For a vast majority of cases there is no reason to create a new data set for such a simple activity.

When displaying the values of one or more variables with the same value and desired display then often creating a custom format and applying that will do what you want. No new data set. Flexible as a change in the definition of that format is automatically applied at us.

Example:

proc format;
value $alttype
"Hybrid", "Wagon" = "Wagon"
;
run;

Proc freq data=sashelp.cars;
   table type;
   format type $alttype.;
run;

The above format only affects the given values, none of the the other values of a variable would be affected.

Note that the group counts with that format applied combine the two types as one. Most of the graphing, reporting and analysis procedures will honor this behavior.

No need to create a new data set. See the example.

You could use Proc Datasets to change the default format of variables which avoids the time of rebuilding a data set, which can be significant with large sets.

Tom · Posted 03-05-2022 10:52 AM

Doing that is trivial if you use normal SAS code.

data want;
  set sashelp.cars;
  if Type in ("Hybrid", "Wagon") then type="Wagon";
run;

And if you actually had to change the type (or the length for character variables) it is not that much harder. You will need to know the name of the FIRST variable in the existing dataset.

data want;
  set sahelp.cars(keep=make--type rename=(type=oldtype));
  length type $100;
  set sashelp.cars(drop=type);
  if oldtype in ("Hybrid", "Wagon") then type="Wagon";
  else type=oldtype;
  drop oldtype;
run;

sasecn · Posted 03-06-2022 11:04 AM

Thank you!

Patrick · Posted 03-05-2022 07:07 PM

The order of variables in a tables shouldn't matter. This is more of an "Excel" thinking. But understand the convenience a defined order can provide.

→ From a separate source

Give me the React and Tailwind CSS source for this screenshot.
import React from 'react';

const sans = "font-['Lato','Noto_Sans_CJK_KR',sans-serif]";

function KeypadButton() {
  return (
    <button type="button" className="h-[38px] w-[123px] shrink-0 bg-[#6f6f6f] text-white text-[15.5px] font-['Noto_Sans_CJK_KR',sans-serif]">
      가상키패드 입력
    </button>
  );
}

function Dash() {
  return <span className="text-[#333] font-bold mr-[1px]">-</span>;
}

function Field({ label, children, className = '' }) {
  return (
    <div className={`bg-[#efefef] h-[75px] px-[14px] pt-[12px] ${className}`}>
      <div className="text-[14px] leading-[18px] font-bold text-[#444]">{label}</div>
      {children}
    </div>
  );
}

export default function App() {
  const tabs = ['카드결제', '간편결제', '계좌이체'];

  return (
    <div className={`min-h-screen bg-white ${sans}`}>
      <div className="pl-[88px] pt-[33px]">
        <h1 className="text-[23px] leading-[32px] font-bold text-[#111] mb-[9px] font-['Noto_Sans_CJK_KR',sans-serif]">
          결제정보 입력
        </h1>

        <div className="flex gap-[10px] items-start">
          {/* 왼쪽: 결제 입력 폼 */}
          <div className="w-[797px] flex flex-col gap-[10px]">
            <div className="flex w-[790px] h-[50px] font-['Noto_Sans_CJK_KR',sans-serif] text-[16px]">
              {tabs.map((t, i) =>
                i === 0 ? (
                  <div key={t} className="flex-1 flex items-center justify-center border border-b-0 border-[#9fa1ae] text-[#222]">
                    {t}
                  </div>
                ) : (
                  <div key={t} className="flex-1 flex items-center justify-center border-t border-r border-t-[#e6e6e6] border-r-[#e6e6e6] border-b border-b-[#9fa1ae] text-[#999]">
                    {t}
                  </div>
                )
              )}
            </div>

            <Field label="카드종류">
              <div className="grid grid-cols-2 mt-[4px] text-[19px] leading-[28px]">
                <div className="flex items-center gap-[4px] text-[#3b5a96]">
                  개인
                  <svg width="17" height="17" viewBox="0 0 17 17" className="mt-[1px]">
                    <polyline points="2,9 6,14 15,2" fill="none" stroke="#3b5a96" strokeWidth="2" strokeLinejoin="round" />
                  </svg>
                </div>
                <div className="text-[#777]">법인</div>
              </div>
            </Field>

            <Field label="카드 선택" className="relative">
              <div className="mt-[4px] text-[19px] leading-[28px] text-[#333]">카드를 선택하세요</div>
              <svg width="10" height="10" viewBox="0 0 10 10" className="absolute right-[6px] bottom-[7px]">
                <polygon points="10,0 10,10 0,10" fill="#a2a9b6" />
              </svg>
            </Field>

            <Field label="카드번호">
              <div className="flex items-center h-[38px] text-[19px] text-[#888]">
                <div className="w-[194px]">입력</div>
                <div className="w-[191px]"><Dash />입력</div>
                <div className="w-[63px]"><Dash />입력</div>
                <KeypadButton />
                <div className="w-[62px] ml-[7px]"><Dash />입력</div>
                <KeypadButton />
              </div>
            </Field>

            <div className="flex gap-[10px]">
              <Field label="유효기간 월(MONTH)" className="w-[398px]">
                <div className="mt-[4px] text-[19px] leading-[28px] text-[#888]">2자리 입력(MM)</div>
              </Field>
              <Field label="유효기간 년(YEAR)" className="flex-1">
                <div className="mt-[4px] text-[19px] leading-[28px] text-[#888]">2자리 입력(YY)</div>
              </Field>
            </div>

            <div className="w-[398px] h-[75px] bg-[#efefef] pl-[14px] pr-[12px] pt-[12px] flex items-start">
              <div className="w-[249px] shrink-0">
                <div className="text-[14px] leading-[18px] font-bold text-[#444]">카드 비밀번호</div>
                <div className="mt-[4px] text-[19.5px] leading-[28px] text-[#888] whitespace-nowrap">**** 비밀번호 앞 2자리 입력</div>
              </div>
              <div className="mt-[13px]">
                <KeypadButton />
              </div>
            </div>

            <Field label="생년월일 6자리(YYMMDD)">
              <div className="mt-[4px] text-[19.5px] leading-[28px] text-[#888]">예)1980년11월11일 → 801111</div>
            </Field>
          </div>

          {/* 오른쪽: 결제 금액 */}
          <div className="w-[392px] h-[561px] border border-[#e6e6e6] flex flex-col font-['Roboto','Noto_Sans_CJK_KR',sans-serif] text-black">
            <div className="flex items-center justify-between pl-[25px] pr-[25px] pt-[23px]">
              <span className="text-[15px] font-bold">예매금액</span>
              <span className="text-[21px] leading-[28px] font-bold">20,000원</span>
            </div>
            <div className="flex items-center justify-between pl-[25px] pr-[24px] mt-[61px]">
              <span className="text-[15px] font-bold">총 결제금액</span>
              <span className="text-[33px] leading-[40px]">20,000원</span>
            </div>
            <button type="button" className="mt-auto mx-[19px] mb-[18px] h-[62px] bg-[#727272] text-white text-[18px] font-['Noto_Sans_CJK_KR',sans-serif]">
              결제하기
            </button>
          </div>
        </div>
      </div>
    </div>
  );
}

If you want to create a totally new variable and have it added at a defined location in the target table then below some options.

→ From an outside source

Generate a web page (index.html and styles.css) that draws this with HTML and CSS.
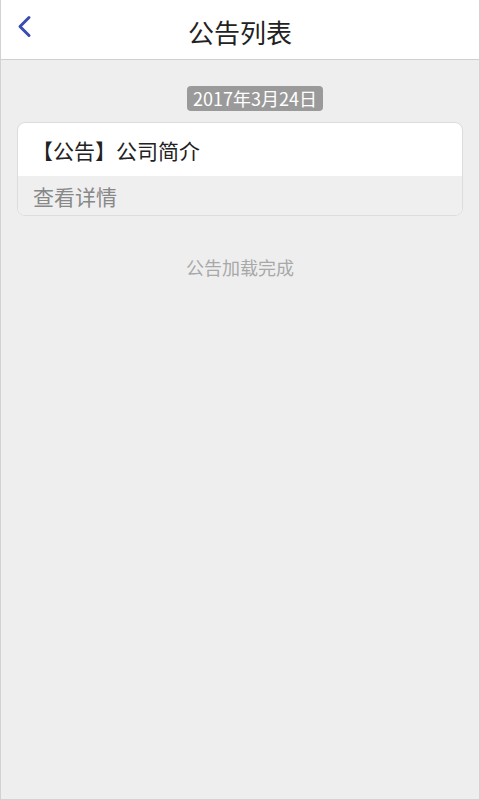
FILE: index.html
```html
<!DOCTYPE html>
<html lang="zh-CN">
<head>
<meta charset="utf-8">
<title>公告列表</title>
<link rel="stylesheet" href="styles.css">
</head>
<body>
<div class="app">
  <header class="topbar">
    <a class="back" href="#" aria-label="返回">
      <svg width="20" height="26" viewBox="0 0 20 26"><path d="M14 3.5 L5 12.5 L14 21.5" fill="none" stroke="#3b4cb0" stroke-width="3" stroke-linecap="round" stroke-linejoin="round"/></svg>
    </a>
    <h1 class="title">公告列表</h1>
    <span></span>
  </header>
  <main class="content">
    <div class="date-row"><span class="date">2017年3月24日</span></div>
    <div class="card">
      <div class="card-title">【公告】公司简介</div>
      <div class="card-foot">查看详情</div>
    </div>
    <p class="done">公告加载完成</p>
  </main>
</div>
</body>
</html>
```

FILE: styles.css
```css
html, body {
  margin: 0;
  padding: 0;
}
body {
  font-family: "Noto Sans CJK SC", "Noto Sans", sans-serif;
  background: #eeeeee;
}
.app {
  box-sizing: border-box;
  width: 480px;
  height: 800px;
  background: #eeeeee;
  border: 1px solid #d2d2d2;
  border-top: none;
  display: flex;
  flex-direction: column;
}
.topbar {
  height: 59px;
  background: #ffffff;
  border-bottom: 1px solid #cfcfcf;
  display: grid;
  grid-template-columns: 1fr auto 1fr;
  align-items: center;
}
.back {
  display: flex;
  align-items: center;
  padding-left: 14px;
  margin-top: -6px;
}
.title {
  margin: 0;
  font-size: 26px;
  font-weight: 400;
  color: #222222;
  margin-top: 4px;
}
.content {
  padding: 0 16px;
}
.date-row {
  display: flex;
  justify-content: center;
  margin-top: 26px;
}
.date {
  display: inline-block;
  height: 25px;
  line-height: 25px;
  padding: 0 6px;
  font-size: 18px;
  color: #ffffff;
  background: #9a9a9a;
  border-radius: 4px;
  margin-left: 30px;
}
.card {
  margin-top: 11px;
  border: 1px solid #dcdcdc;
  border-radius: 8px;
  overflow: hidden;
  background: #ffffff;
}
.card-title {
  height: 53px;
  line-height: 55px;
  padding-left: 14px;
  font-size: 21px;
  color: #222222;
}
.card-foot {
  height: 39px;
  line-height: 40px;
  padding-left: 15px;
  font-size: 21px;
  color: #888888;
  background: #efefef;
}
.done {
  margin: 38px 0 0;
  text-align: center;
  font-size: 18px;
  color: #a8a8a8;
}
```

For a data step (the two dashes in the variable list are important!):

data test_ds;
  /* column mapping */
  if 0 then 
    do;
      set sashelp.class(keep=name--age);
      length new_col $3;
      set sashelp.class(keep=height--weight);
    end;
  call missing(of _all_);

  /* read the source data */
  set sashelp.class;
  new_col='XXX';
run;

It's a bit more involved for a SQL as there the order of variables in the SELECT clause defines the order in the created table so you need to list all the variables.

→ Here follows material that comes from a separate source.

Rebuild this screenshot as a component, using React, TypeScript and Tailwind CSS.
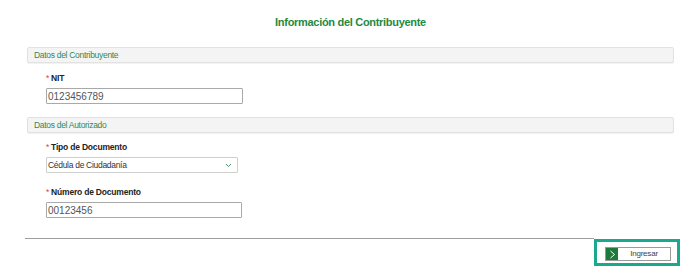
export default function App() {
	return (
		<div className="w-[688px] h-[280px] bg-white pt-[15px] font-['Liberation_Sans',Arial,sans-serif] overflow-hidden">
			<h1 className="ml-[27px] mr-[14px] text-center text-[11px] leading-[14px] font-bold tracking-[-0.3px] text-[#1d8a3f]">
				Información del Contribuyente
			</h1>

			<div className="ml-[27px] mr-[14px] mt-[18px] h-[16px] bg-[#f4f4f4] border border-[#e2e2e2] rounded-[2px] flex items-center pl-[6px] shadow-[0_1px_1px_rgba(0,0,0,0.06)]">
				<span className="text-[8.5px] tracking-[-0.3px] text-[#2f8a55]">Datos del Contribuyente</span>
			</div>

			<div className="ml-[46px] mt-[10px]">
				<label className="flex items-center h-[10px] text-[8.5px] font-bold tracking-[-0.2px] text-[#222]">
					<span className="text-[#e0413a] mr-[2px] font-normal">*</span>NIT
				</label>
				<div className="mt-[5px] w-[197px] h-[16px] border border-[#a9a9a9] rounded-[1px] flex items-center px-[1px]">
					<span className="text-[10px] text-[#555]">0123456789</span>
				</div>
			</div>

			<div className="ml-[27px] mr-[14px] mt-[13px] h-[16px] bg-[#f4f4f4] border border-[#e2e2e2] rounded-[2px] flex items-center pl-[6px] shadow-[0_1px_1px_rgba(0,0,0,0.06)]">
				<span className="text-[8.5px] tracking-[-0.3px] text-[#2f8a55]">Datos del Autorizado</span>
			</div>

			<div className="ml-[46px] mt-[9px]">
				<label className="flex items-center h-[10px] text-[8.5px] font-bold tracking-[-0.2px] text-[#222]">
					<span className="text-[#e0413a] mr-[2px] font-normal">*</span>Tipo de Documento
				</label>
				<div className="mt-[5px] w-[192px] h-[16px] border border-[#cfcfcf] rounded-[1px] flex items-center justify-between pl-[1px] pr-[5px]">
					<span className="text-[8.5px] tracking-[-0.3px] text-[#333]">Cédula de Ciudadanía</span>
					<svg width="7" height="5" viewBox="0 0 7 5" fill="none">
						<path d="M1 1 L3.5 3.5 L6 1" stroke="#4c9a6c" strokeWidth="1" />
					</svg>
				</div>

				<label className="mt-[14px] flex items-center h-[10px] text-[8.5px] font-bold tracking-[-0.2px] text-[#222]">
					<span className="text-[#e0413a] mr-[2px] font-normal">*</span>Número de Documento
				</label>
				<div className="mt-[5px] w-[196px] h-[16px] border border-[#a9a9a9] rounded-[1px] flex items-center px-[1px]">
					<span className="text-[10px] text-[#555]">00123456</span>
				</div>
			</div>

			<div className="mt-[20px] ml-[25px] mr-[8px] flex items-start">
				<div className="flex-1 border-t border-[#9e9e9e]" />
				<div className="mt-[1px] w-[86px] h-[27px] border-[3px] border-[#1aa88e] pt-[5px] pl-[8px]">
					<button className="w-[66px] h-[14px] border border-[#9a9a9a] bg-white flex items-stretch">
						<span className="w-[12px] bg-[#1e7a3c] flex items-center justify-center">
							<svg width="7" height="9" viewBox="0 0 7 9" fill="none">
								<path d="M1.5 1 L5.5 4.5 L1.5 8" stroke="#ffffff" strokeWidth="1" />
							</svg>
						</span>
						<span className="flex-1 flex items-center justify-center text-[8px] tracking-[-0.2px] text-[#444]">Ingresar</span>
					</button>
				</div>
			</div>
		</div>
	)
}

To reduce typing if there are too many variables in the source table below some "lazy" way to get there.

1. Create list of all columns in source table

options ps=max ls=max;
proc sql feedback noexec;
  select *
  from sashelp.class as t
  ;
quit;

2. Copy/paste expanded SQL found in SAS Log into Notepad++ and run plugin "Poor Man's SQL Formatter"

In SAS log:

Result in Notepad++ after running the plugin

SELECT T.Name
	,T.Sex
	,T.Age
	,T.Height
	,T.Weight
FROM SASHELP.CLASS T;

3. Copy/past the formatted code from Notepad++ back into your SAS Editor and add the new column at the desired location

proc sql;
  create table test_sql as
    SELECT T.Name
      ,T.Sex
      ,T.Age
      ,'XXX' as new_col length=3
      ,T.Height
      ,T.Weight
    FROM SASHELP.CLASS T;
quit;

mkeintz · Posted 03-05-2022 08:44 PM

First, if you are using DATA step to recode variables, then variable order will be preserved.

data wnt;
  set sashelp.cars;
  if type='Hybrid' then type='Hyb'; else
  if type='Sedan'  then type='Sed'; else
  if type='Sports' then type='Spo'; else
  if type='Truck'  then type='Trk';
run;

But if you MUST use proc sql, then

Create a VIEW instead of a table, with all your records, ignoring variable order. Just issue the recodes to your convenience.
In a DATA step concatenate an empty original dataset with the above view, which will honor the variable order in the original:

proc sql  noprint;
  create view vcars as select 
    case when type='Hybrid' then 'Hyb' 
         when type='Sedan'  then 'Sed' 
         when type='Sports' then 'Spo' 
         when type='Truck'  then 'Trk' 
         else type
    end as type
   ,*
  from sashelp.cars;
quit;

data want;
  set sashelp.cars (obs=0)
  vcars;
run;

The first idea here is that creating a view is just defining a set of rules. The data is not processed until the view is used. So you are not wasting resources writing an intermediate data set file to disk. The recoding doesn't take place until the subsequent DATA step.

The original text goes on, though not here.